Nigerian Nobel Laureate Wole Soyinka, Trump Critic, Announces US Visa Termination
The US administration has terminated the visa for Wole Soyinka, the renowned Nigerian Nobel prize-winning playwright who has been outspoken about Trump since his first presidency, Soyinka stated on Tuesday.
“I want to inform the consulate … that I’m very content with the cancellation of my visa,” Soyinka, who won the 1986 Nobel prize for literature, told a press briefing.
Soyinka previously held permanent residency in the United States, though he discarded his green card after Donald Trump’s first election in 2016.
Soyinka speculated that his recent remarks comparing Trump to the Ugandan dictator Idi Amin might have struck a nerve and played a role in the US consulate’s decision.
Soyinka mentioned earlier this year that the US consulate in Lagos had called him in for an interview to reassess his visa, which he said he would not attend.

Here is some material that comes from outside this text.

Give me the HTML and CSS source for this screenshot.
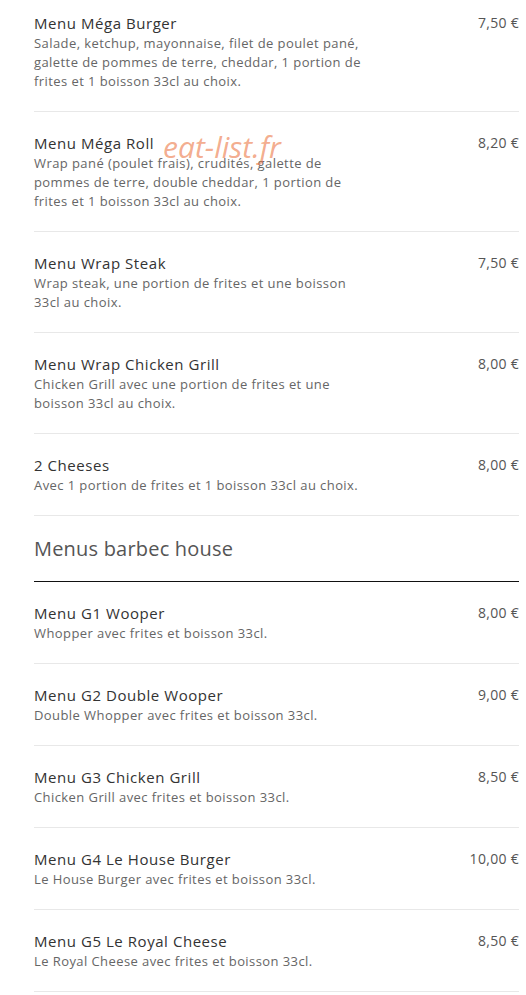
FILE: index.html
```html
<!DOCTYPE html>
<html lang="fr">
<head>
    <meta charset="UTF-8">
    <meta name="viewport" content="width=device-width, initial-scale=1.0">
    <title>Menus</title>
    <link rel="stylesheet" href="styles.css">
</head>
<body>

<div class="menu">

    <div class="item">
        <div class="info">
            <div class="name">Menu Méga Burger</div>
            <div class="desc">Salade, ketchup, mayonnaise, filet de poulet pané, galette de pommes de terre, cheddar, 1 portion de frites et 1 boisson 33cl au choix.</div>
        </div>
        <div class="price">7,50 €</div>
    </div>

    <div class="item">
        <div class="info">
            <div class="name">Menu Méga Roll</div>
            <div class="desc">Wrap pané (poulet frais), crudités, galette de pommes de terre, double cheddar, 1 portion de frites et 1 boisson 33cl au choix.</div>
        </div>
        <div class="price">8,20 €</div>
    </div>

    <div class="item">
        <div class="info">
            <div class="name">Menu Wrap Steak</div>
            <div class="desc">Wrap steak, une portion de frites et une boisson 33cl au choix.</div>
        </div>
        <div class="price">7,50 €</div>
    </div>

    <div class="item">
        <div class="info">
            <div class="name">Menu Wrap Chicken Grill</div>
            <div class="desc">Chicken Grill avec une portion de frites et une boisson 33cl au choix.</div>
        </div>
        <div class="price">8,00 €</div>
    </div>

    <div class="item">
        <div class="info">
            <div class="name">2 Cheeses</div>
            <div class="desc">Avec 1 portion de frites et 1 boisson 33cl au choix.</div>
        </div>
        <div class="price">8,00 €</div>
    </div>

    <!-- second category -->
    <h3 class="category">Menus barbec house</h3>

    <div class="item">
        <div class="info">
            <div class="name">Menu G1 Wooper</div>
            <div class="desc">Whopper avec frites et boisson 33cl.</div>
        </div>
        <div class="price">8,00 €</div>
    </div>

    <div class="item">
        <div class="info">
            <div class="name">Menu G2 Double Wooper</div>
            <div class="desc">Double Whopper avec frites et boisson 33cl.</div>
        </div>
        <div class="price">9,00 €</div>
    </div>

    <div class="item">
        <div class="info">
            <div class="name">Menu G3 Chicken Grill</div>
            <div class="desc">Chicken Grill avec frites et boisson 33cl.</div>
        </div>
        <div class="price">8,50 €</div>
    </div>

    <div class="item">
        <div class="info">
            <div class="name">Menu G4 Le House Burger</div>
            <div class="desc">Le House Burger avec frites et boisson 33cl.</div>
        </div>
        <div class="price">10,00 €</div>
    </div>

    <div class="item">
        <div class="info">
            <div class="name">Menu G5 Le Royal Cheese</div>
            <div class="desc">Le Royal Cheese avec frites et boisson 33cl.</div>
        </div>
        <div class="price">8,50 €</div>
    </div>

</div>

<div class="watermark">eat-list.fr</div>

</body>
</html>
```

FILE: styles.css
```css
body {
    font-family: "Open Sans", Arial, sans-serif;
    background-color: white;
    margin: 0;
    position: relative;
}

/* page is scrolled a little, first divider is off screen */
.menu {
    margin-top: -8px;
    padding: 0 7px 0 34px;
}

.item {
    display: flex;
    justify-content: space-between;
    align-items: flex-start;
    padding: 20px 0;
    border-bottom: 1px solid #e8e8e8;
}

.info {
    width: 334px;
}

.name {
    font-size: 15px;
    line-height: 22px;
    letter-spacing: 0.55px;
    color: #333;
}

.desc {
    font-size: 13px;
    line-height: 19px;
    letter-spacing: 0.42px;
    color: #666;
}

.price {
    font-size: 14px;
    line-height: 22px;
    letter-spacing: 0.3px;
    color: #555;
    white-space: nowrap;
}

.category {
    margin: 0;
    padding: 19px 0 18px 0;
    font-size: 20px;
    line-height: 28px;
    font-weight: normal;
    letter-spacing: 0.2px;
    color: #555;
    border-bottom: 1px solid #111;
}

/* site watermark over the list */
.watermark {
    position: absolute;
    left: 163px;
    top: 126px;
    font-size: 30px;
    font-style: italic;
    color: rgba(236, 120, 70, 0.62);
    pointer-events: none;
}
```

According to a letter from the consulate sent to Soyinka, officials have cancelled his visa, invoking US state department regulations that authorize “a consular officer, the secretary, or a department official to whom the secretary has delegated this authority … to revoke a nonimmigrant visa at any time, in his or her discretion”.
“This is a somewhat unusual love letter from an embassy,”
he lightheartedly stated while reciting the letter aloud to journalists in Lagos, Nigeria’s economic centre. He also informed any organizations hoping to invite him to the United States “not to waste their time”.
“I have no visa. I am banned,” Soyinka affirmed.
The US embassy in Abuja, the capital, said it could not comment on individual cases, citing confidentiality rules.
The current US administration has made visa revocations a signature of its wider crackdown on immigration, notably affecting university students who were expressive about Palestinian rights.
Soyinka said he had recently compared Trump to Uganda’s Amin, something he stated Trump “should be proud of”.
“Idi Amin was a man of global standing, a statesman, so when I called Donald Trump Idi Amin, I thought I was showing him respect,”
Soyinka said. “He’s been behaving like a dictator.”
The 91-year-old playwright behind Death and the King’s Horseman has taught at and been recognized by top US universities including Harvard and Cornell.
His newest novel, Chronicles from the Land of the Happiest People on Earth, a satire about corruption in Nigeria, was published in 2021. Soyinka described the book as his “gift to Nigeria”.
In February, the Crucible theatre in Sheffield staged Death and the King’s Horseman.
Soyinka remained open to considering an invitation to the United States should circumstances change, but continued: “I wouldn’t take the initiative myself because there’s nothing I’m looking for there. Nothing.”
He went on to condemn the escalated arrests of undocumented immigrants in the country.
“This is not about me,” Soyinka said. “When we see people being detained arbitrarily – people being hauled up and they disappear for a month … old women, children being separated. So that’s really what troubles me.”
The ongoing immigration crackdown has seen military personnel deployed to US cities and citizens temporarily detained as part of targeted actions, as well as the restricting of legal means of entry.